Could this have been the first American Godzilla fan club? It’s unlikely, but if there had been others in plain sight, I doubt Campbell would have placed his ad (you can see that on Fox’s site as well).

As I’ve said many times before, we were a generation of fans when being a fan meant more than compulsively advertising the fact to the world. It meant building working monuments and monographs to our sources of inspiration.

UPDATE: Japanese film and pop culture scholar August Ragone (Eiji Tsuburaya: Master of Monsters: Defending the Earth with Ultraman, Godzilla, and Friends in the Golden Age of Japanese Science Fiction Film) weighs in on Godzilla fan clubs in the U.S.:

Yep, I had one. The “Godzilla Fan Club” was promoted on both “Creature Features” and “Captain Cosmic” on KTVU-2, since I was serving as their teenaged “Godzilla/Japanese Film Expert.” The beloved host, Bob Wilkins, set it up for me and we ran with it…

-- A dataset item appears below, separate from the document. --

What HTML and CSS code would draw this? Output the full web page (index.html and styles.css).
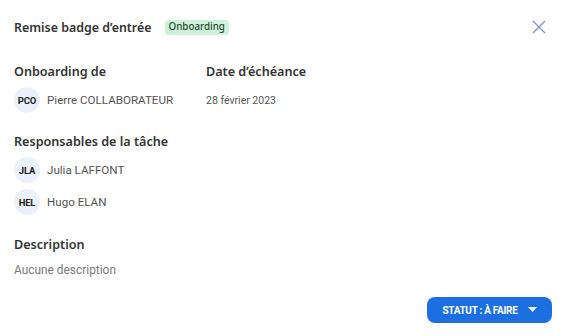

The first kit was printed in blue and included a fan club member’s certificate (with artwork by Dennis Lancaster), a newsletter with a cut-out membership card, and a photo of Godzilla. The second wave included a new certificate (with all new artwork by Lancaster), a new newsletter and new cut-out membership card, and a new photo of Godzilla…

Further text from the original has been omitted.